Depuis le début de la guerre en Ukraine, géostratèges de salon et politologues délirants nous abreuvent de leurs certitudes. Parmi eux, la palme va à Alexandre Adler qui, au mois d’avril, prophétisait la chute inéluctable de Vladimir Poutine début juin. Ceci, à l’en croire, sur la base de confidences reçues de certains diplomates russes, source qu’il brûlait allégremment (c’est-à-dire scandaleusement) au passage. On attend toujours.
A rebours de ce concert, une voix mérite toute l’attention: celle d’un homme passionnément épris de la culture et de la langue russe, traducteur de Pouchkine, de Dostoievski et de Tchekhov, j’ai nommé André Markowicz. Depuis le début de cette guerre, dont, en Russie, on ne peut dire le nom, je lis sur Facebook tout ce qu’écrit Markowicz. Il publie à présent au Seuil un petit livre lumineux: Et si l’Ukraine libérait la Russie ?
Et si l’Ukraine libérait la Russie ? Voilà l’espoir d’André Markowicz: que le désastre ukrainien arrive, en Russie, à réveiller les consciences et à changer l’histoire russe. Et Markowicz de commencer par rappeler où se déroule La Cerisaie d’Anton Tchekhov: à la frontière entre l’Ukraine et la Russie, non loin de Kharkiv, là où tout le monde part à la fin quand « le plus beau domaine du monde » est livré à la démolition. « Toute la Russie est notre Cerisaie » dit un des personnages.
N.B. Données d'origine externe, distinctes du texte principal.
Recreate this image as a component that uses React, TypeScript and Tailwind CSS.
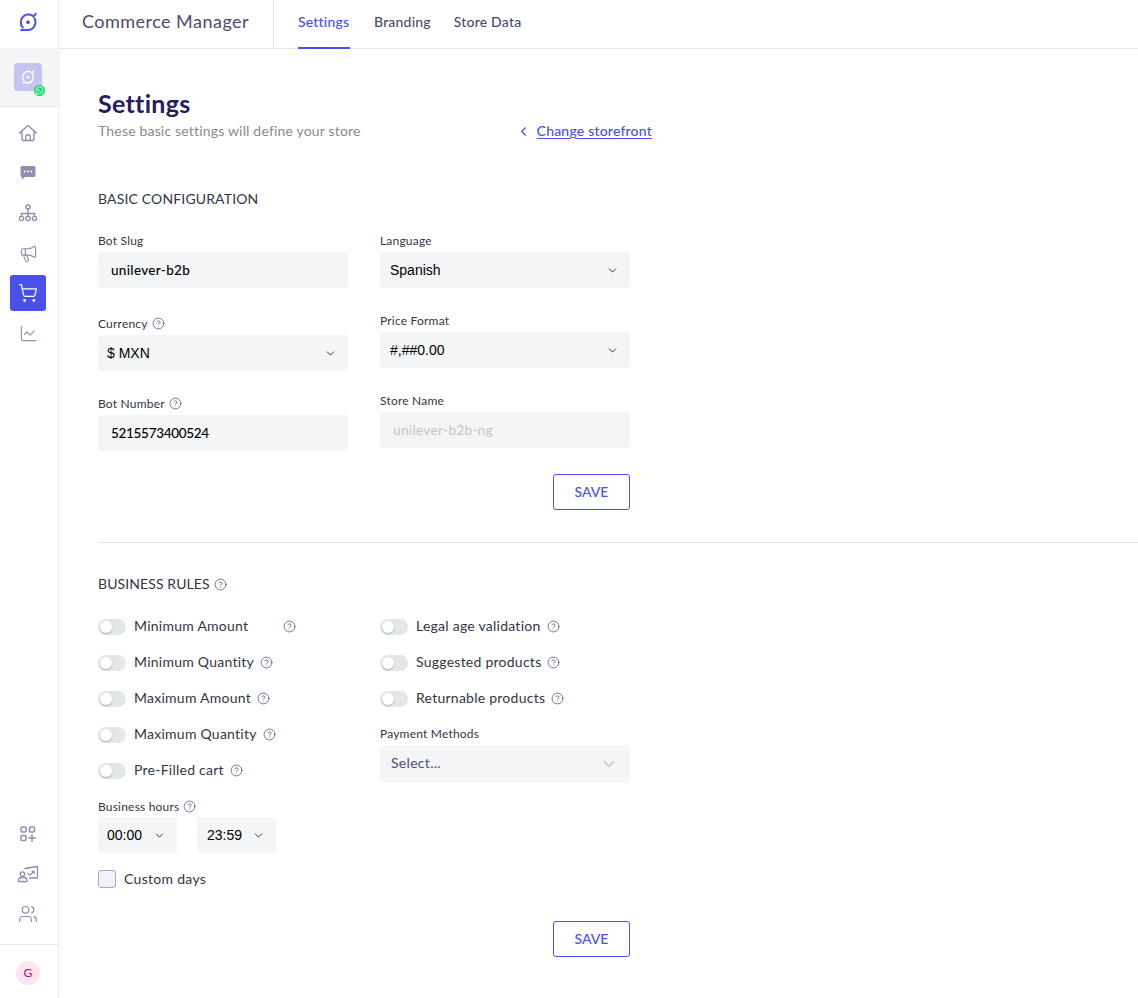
import { useState } from "react";
import { ChartLine, ChevronDown, ChevronLeft, CircleHelp, Megaphone, ShoppingCart, Users } from "lucide-react";
import { FaWhatsapp } from "react-icons/fa";

function Logo({ className, color }: { className: string; color: string }) {
  return (
    <svg viewBox="0 0 24 24" fill="none" stroke={color} strokeWidth="2.200" strokeLinecap="round" className={className}>
      <path d="M19 8A8.500 8.500 0 0 1 11.500 20.700H4.500" />
      <path d="M6.300 18A8.500 8.500 0 0 1 17 5" />
      <path d="M18 6.200 20.500 3" />
      <circle cx="12" cy="12.200" r="2" fill={color} stroke="none" />
    </svg>
  );
}

function HomeIcon() {
  return (
    <svg viewBox="0 0 20 20" className="h-5 w-5" fill="none" stroke="#8f8eac" strokeWidth="1.400" strokeLinecap="round" strokeLinejoin="round">
      <path d="M1.500 10 10 2.500 18.500 10" />
      <path d="M4 8.500V16a1.500 1.500 0 0 0 1.500 1.500h9A1.500 1.500 0 0 0 16 16V8.500" />
      <path d="M7.800 17.500V13a1 1 0 0 1 1-1h2.400a1 1 0 0 1 1 1v4.500" />
    </svg>
  );
}

function ChatIcon() {
  return (
    <svg viewBox="0 0 18 18" className="h-[18px] w-[18px]" fill="#8f8eac">
      <path d="M3 2h12a1.500 1.500 0 0 1 1.500 1.500v8A1.500 1.500 0 0 1 15 13H6l-3 2.600V13A1.500 1.500 0 0 1 1.500 11.500v-8A1.500 1.500 0 0 1 3 2Z" />
      <circle cx="5.700" cy="7.500" r="0.900" fill="#fff" />
      <circle cx="9" cy="7.500" r="0.900" fill="#fff" />
      <circle cx="12.300" cy="7.500" r="0.900" fill="#fff" />
    </svg>
  );
}

function TreeIcon() {
  return (
    <svg viewBox="0 0 20 20" className="h-5 w-5" fill="none" stroke="#8f8eac" strokeWidth="1.400">
      <circle cx="10" cy="4" r="2" />
      <circle cx="3.500" cy="15.500" r="2.100" />
      <circle cx="10" cy="15.500" r="2.100" />
      <circle cx="16.500" cy="15.500" r="2.100" />
      <path d="M10 6v7.400M3.500 13.400V10.500h13v2.900" />
    </svg>
  );
}

function AppsIcon() {
  return (
    <svg viewBox="0 0 18 18" className="h-[18px] w-[18px]" fill="none" stroke="#8f8eac" strokeWidth="1.500">
      <rect x="2" y="2" width="5" height="5" rx="1" />
      <rect x="10.500" y="2" width="5" height="5" rx="1" />
      <rect x="2" y="10.500" width="5" height="5" rx="1" />
      <path d="M13 9.800v6.400M9.800 13h6.400" strokeLinecap="round" />
    </svg>
  );
}

function TrainingIcon() {
  return (
    <svg viewBox="0 0 22 20" className="h-[20px] w-[22px]" fill="none" stroke="#8f8eac" strokeWidth="1.300" strokeLinecap="round" strokeLinejoin="round">
      <path d="M8 4.500 20.500 2.500V14H12.500" />
      <circle cx="5.500" cy="10" r="2.200" />
      <path d="M1.500 17.500V16a2.500 2.500 0 0 1 2.500-2.500h3a3 3 0 0 1 3 3v1Z" />
      <path d="m11 9.500 2 1.500 4-3.500M15 7.300h2.200v2" />
    </svg>
  );
}

function SideItem({ children, active }: { children: React.ReactNode; active?: boolean }) {
  return (
    <div className={`flex h-9 w-9 items-center justify-center rounded-[3px] ${active ? "bg-[#4a50ec]" : ""}`}>
      {children}
    </div>
  );
}

function Sidebar() {
  const icon = "h-[19px] w-[19px] text-[#8f8eac]";
  return (
    <aside className="flex h-[998px] w-[59px] shrink-0 flex-col items-center border-r border-[#eef0f2] bg-white shadow-[1px_0_3px_rgba(0,0,0,0.03)]">
      <div className="flex h-12 w-full items-center justify-center pr-[2px] pb-[4px]">
        <Logo className="h-[22px] w-[22px]" color="#4a50ec" />
      </div>
      <div className="flex h-[59px] w-full items-center justify-center border-b border-[#e4e7ea] bg-[#f4f5f7] pr-[2px]">
        <div className="relative flex h-7 w-7 items-center justify-center rounded-[4px] bg-[#c3c4ef]">
          <Logo className="h-[16px] w-[16px]" color="#fff" />
          <span className="absolute -right-[3px] -bottom-[5px] flex h-[11px] w-[11px] items-center justify-center rounded-full bg-[#25d366] text-white">
            <FaWhatsapp size={9} />
          </span>
        </div>
      </div>
      <nav className="mt-2 flex flex-col items-center gap-1 pr-[2px]">
        <SideItem><HomeIcon /></SideItem>
        <SideItem><ChatIcon /></SideItem>
        <SideItem><TreeIcon /></SideItem>
        <SideItem><Megaphone className={icon} strokeWidth={1.4} /></SideItem>
        <SideItem active><ShoppingCart className="h-[20px] w-[20px] text-white" strokeWidth={1.5} /></SideItem>
        <SideItem><ChartLine className={icon} strokeWidth={1.4} /></SideItem>
      </nav>
      <nav className="mt-auto mb-3 flex flex-col items-center gap-1 pr-[2px]">
        <SideItem><AppsIcon /></SideItem>
        <SideItem><TrainingIcon /></SideItem>
        <SideItem><Users className="h-[20px] w-[20px] text-[#8f8eac]" strokeWidth={1.4} /></SideItem>
      </nav>
      <div className="flex h-[54px] w-full items-start justify-center border-t border-[#e4e7ea] pt-4 pr-[2px]">
        <div className="flex h-6 w-6 items-center justify-center rounded-full bg-[#fce4f1] text-[12px] text-[#b0125f]">G</div>
      </div>
    </aside>
  );
}

function Help({ size = 13, className = "" }: { size?: number; className?: string }) {
  return <CircleHelp size={size} strokeWidth={1.4} className={`shrink-0 text-[#4d4a7e] ${className}`} />;
}

function Label({ children, help }: { children: string; help?: boolean }) {
  return (
    <div className="flex h-[17px] items-center gap-[4px] pb-[2px] text-[12px] tracking-[0.2px] text-[#333644]">
      {children}
      {help && <Help size={13} />}
    </div>
  );
}

function TextBox({ value, disabled, tracking = "tracking-[0.25px]" }: { value: string; disabled?: boolean; tracking?: string }) {
  return (
    <div className={`mt-[2px] flex h-9 items-center rounded-[3px] bg-[#f4f5f7] pl-[13px] text-[13.5px] font-medium ${tracking} ${disabled ? "text-[#c3c7cb]" : "text-black"}`}>
      {value}
    </div>
  );
}

function SelectBox({ value, w = "w-full", tight, className = "" }: { value: string; w?: string; tight?: boolean; className?: string }) {
  return (
    <div className={`flex h-9 items-center justify-between rounded-[3px] bg-[#f4f5f7] pr-[11px] font-['Liberation_Sans',sans-serif] text-[14px] text-black ${tight ? "pl-[9px]" : "pl-[10px]"} ${w} ${className}`}>
      {value}
      <ChevronDown size={13} strokeWidth={1.8} className="text-[#333]" />
    </div>
  );
}

function Toggle({ label, help, spacer }: { label: string; help?: boolean; spacer?: boolean }) {
  const [on, setOn] = useState(false);
  return (
    <div className="flex h-9 items-center text-[14px] tracking-[0.25px] text-[#333644]">
      <button
        onClick={() => setOn(!on)}
        className="relative mr-2 h-4 w-7 rounded-full bg-[#e3e7e8]"
      >
        <span className={`absolute top-[2px] h-3 w-3 rounded-full bg-white shadow-[0_1px_2px_rgba(0,0,0,0.25)] ${on ? "left-[14px]" : "left-[2px]"}`} />
      </button>
      <span className="mb-[3px]">{label}</span>
      {help && <Help size={13} className={`mb-[2px] ${spacer ? "ml-[35px]" : "ml-[6px]"}`} />}
    </div>
  );
}

function SaveButton() {
  return (
    <button className="h-9 w-[77px] rounded-[3px] border border-[#4a50ec] bg-white pb-[2px] text-[14px] font-medium text-[#4a50ec]">
      SAVE
    </button>
  );
}

export default function App() {
  return (
    <div className="flex h-[998px] w-[1138px] overflow-hidden bg-white font-['Lato',sans-serif]">
      <Sidebar />
      <div className="flex min-w-0 flex-1 flex-col">
        <header className="flex h-[49px] shrink-0 border-b border-[#e4e7ea]">
          <div className="flex w-[215px] items-center border-r border-[#e4e7ea] pb-[5px] pl-[23px] text-[18px] tracking-[0.47px] text-[#4d4a6e]">
            Commerce Manager
          </div>
          <nav className="ml-[24px] flex gap-6 text-[14px] font-medium tracking-[0.2px] text-[#4d4a6e]">
            <a className="-mb-px flex w-[52px] items-center border-b-2 border-[#4a50ec] pb-[5px] text-[#4a50ec]">Settings</a>
            <a className="flex items-center pb-[5px]">Branding</a>
            <a className="-ml-px flex items-center pb-[5px]">Store Data</a>
          </nav>
        </header>

        <main className="pl-[39px]">
          <div className="mt-[39px] flex w-[554px] items-end justify-between">
            <div>
              <h1 className="text-[25px] leading-[30px] font-bold tracking-[0.3px] text-[#24205f]">Settings</h1>
              <p className="mt-[4px] text-[14px] leading-[18px] tracking-[0.18px] text-[#858b8f]">These basic settings will define your store</p>
            </div>
            <a className="flex items-center text-[14px] leading-[18px] font-medium tracking-[0.2px] text-[#4a50ec]">
              <ChevronLeft size={15} strokeWidth={1.8} className="mr-[6px] -ml-[3px]" />
              <span className="underline underline-offset-2">Change storefront</span>
            </a>
          </div>

          <h2 className="mt-[50px] text-[14px] leading-[18px] tracking-[0.15px] text-[#333644]">BASIC CONFIGURATION</h2>

          <div className="mt-[25px] flex gap-8">
            <div className="flex w-[250px] flex-col">
              <Label>Bot Slug</Label>
              <TextBox value="unilever-b2b" tracking="tracking-[0.32px]" />
              <div className="mt-[28px]"><Label help>Currency</Label></div>
              <SelectBox value="$ MXN" tight className="mt-[2px]" />
              <div className="mt-[25px]"><Label help>Bot Number</Label></div>
              <TextBox value="5215573400524" tracking="tracking-[-0.3px]" />
            </div>
            <div className="flex w-[250px] flex-col">
              <Label>Language</Label>
              <SelectBox value="Spanish" className="mt-[2px]" />
              <div className="mt-[25px]"><Label>Price Format</Label></div>
              <SelectBox value="#,##0.00" className="mt-[2px]" />
              <div className="mt-[25px]"><Label>Store Name</Label></div>
              <TextBox value="unilever-b2b-ng" disabled tracking="tracking-[0.35px]" />
              <div className="mt-[26px] flex justify-end"><SaveButton /></div>
            </div>
          </div>

          <hr className="mt-[32px] border-[#e4e7ea]" />

          <h2 className="mt-[32px] flex items-center gap-[4px] text-[14px] leading-[18px] tracking-[0.1px] text-[#333644]">
            BUSINESS RULES <Help size={13} />
          </h2>

          <div className="mt-[16px] flex gap-8">
            <div className="flex w-[250px] flex-col">
              <Toggle label="Minimum Amount" help spacer />
              <Toggle label="Minimum Quantity" help />
              <Toggle label="Maximum Amount" help />
              <Toggle label="Maximum Quantity" help />
              <Toggle label="Pre-Filled cart" help />
              <div className="mt-[10px]"><Label help>Business hours</Label></div>
              <div className="mt-[1px] flex gap-5">
                <SelectBox value="00:00" tight w="w-[79px]" />
                <SelectBox value="23:59" w="w-[79px]" />
              </div>
              <label className="mt-[17px] flex h-[18px] items-center gap-2 text-[14px] tracking-[0.3px] text-[#333644]">
                <span className="h-[18px] w-[18px] rounded-[3px] border border-[#a6a6cf] bg-[#f1f1fd]" />
                <span className="mb-[2px]">Custom days</span>
              </label>
            </div>
            <div className="flex w-[250px] flex-col">
              <Toggle label="Legal age validation" help />
              <Toggle label="Suggested products" help />
              <Toggle label="Returnable products" help />
              <div className="mt-[9px]"><Label>Payment Methods</Label></div>
              <div className="mt-[2px] flex h-[38px] items-center justify-between rounded-[3px] bg-[#f4f5f7] pr-[12px] pl-[11px] text-[14px] tracking-[0.3px] text-[#4d4a7e]">
                <span className="mb-[4px]">Select...</span>
                <ChevronDown size={18} strokeWidth={2.4} className="text-[#cccccc]" />
              </div>
            </div>
          </div>

          <div className="mt-[33px] flex w-[532px] justify-end"><SaveButton /></div>
        </main>
      </div>
    </div>
  );
}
La phrase résonne amèrement aujourd’hui, mais pour Markowicz elle est aussi le terreau de son espoir: voir passer les Russes de Dostoievski à Tchekhov, soit du messianisme nationaliste à la « réparation des vivants » évoquée dans Platonov.
Il faudra pour cela que les Russes se libérent de la propagande poutinienne et de la terreur qui l’accompagne. En prétendant libérer l’Ukraine en l’écrasant sous les bombes, Poutine a jusqu’ici surtout réussi à faire naître chez ses habitants une haine pour la Russie, qui, à coup sûr, sera tenace. La honte qui pésera sur les Russes quand ils se débarrasseront de leur tyran et de sa clique sera tenace aussi.